Competitive Crystallization Modulated Phase-Homogeneous Wide-Bandgap Perovskites for Monolithic Perovskite-Organic Tandem Solar Cells.

Wide-bandgap (WBG) perovskites with tunable bandgaps can be integrated into organic solar cells to construct tandem solar cells (TSCs), enabling the device to exceed the Shockley-Queisser efficiency limit. However, ionic mismatches and crystallization kinetics in WBG perovskites trigger inhomogeneous phase distribution and defects. In this work, a triphenyl phosphate (Tri-PyPA) is utilized to modulate Br/I competitive crystallization and compositional distribution. The preferential coordination of Tri-PyPA with PbBr reduces the effective charge on Pb and changes the electrostatic interaction between Pb and Br/I ions. It suppresses the rapid migration of highly diffusive (Br-rich) components during crystallization. Meanwhile, Tri-PyPA forms a six-membered hydrogen-bonded ring structure with formamidinium cations by H•••O═P interaction to immobilize cations.
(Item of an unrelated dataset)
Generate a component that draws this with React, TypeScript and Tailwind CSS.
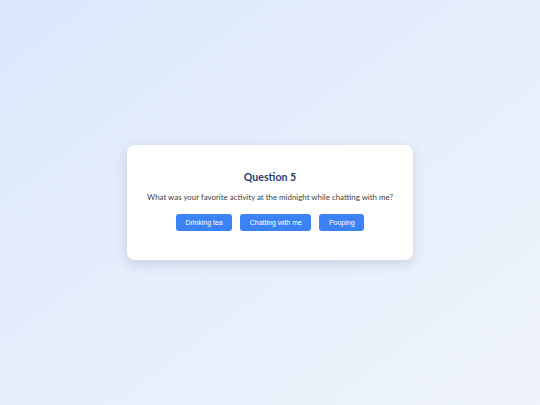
import React from "react";

const options = ["Drinking tea", "Chatting with me", "Pooping"];

export default function App() {
  return (
    <div className="w-full h-[405px] flex items-center justify-center bg-gradient-to-br from-[#dae7fc] via-[#e6eefb] to-[#eff4fb]">
      <div className="w-[286px] bg-white rounded-[8px] shadow-[0_4px_12px_rgba(60,80,120,0.18)] pt-[24px] pb-[29px] flex flex-col items-center">
        <h2
          className="text-[10.6px] leading-[16px] font-bold text-[#2a3b7c]"
          style={{ fontFamily: "Lato, 'Noto Sans', sans-serif" }}
        >
          Question 5
        </h2>
        <p
          className="mt-[6px] text-[7.9px] leading-[13px] text-[#3a3f4a]"
          style={{ fontFamily: "Lato, 'Noto Sans', sans-serif" }}
        >
          What was your favorite activity at the midnight while chatting with me?
        </p>
        <div className="mt-[10px] flex gap-[8px]">
          {options.map((o) => (
            <button
              key={o}
              className="h-[17px] px-[9.5px] bg-[#3b82f6] text-white text-[7px] rounded-[3px] leading-none"
              style={{ fontFamily: "'Liberation Sans', Arial, sans-serif" }}
            >
              {o}
            </button>
          ))}
        </div>
      </div>
    </div>
  );
}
The π-π conjugation allows Tri-PyPA to form a compact molecular coverage on the (100) facet, significantly reducing non-radiative recombination and elevating the ion migration energy barriers. The homogeneous WBG perovskites boost the efficiency up to record values of 21.39% and 19.64% for 1.72 eV and 1.84 eV devices, respectively. The unencapsulated device can maintain 95% of its initial efficiency after illumination for 1100 h. The champion perovskite-organic TSC shows an efficiency of 26.11% (certified 25.07%) and retains 80% of its initial efficiency after continuous operation for 1000 h.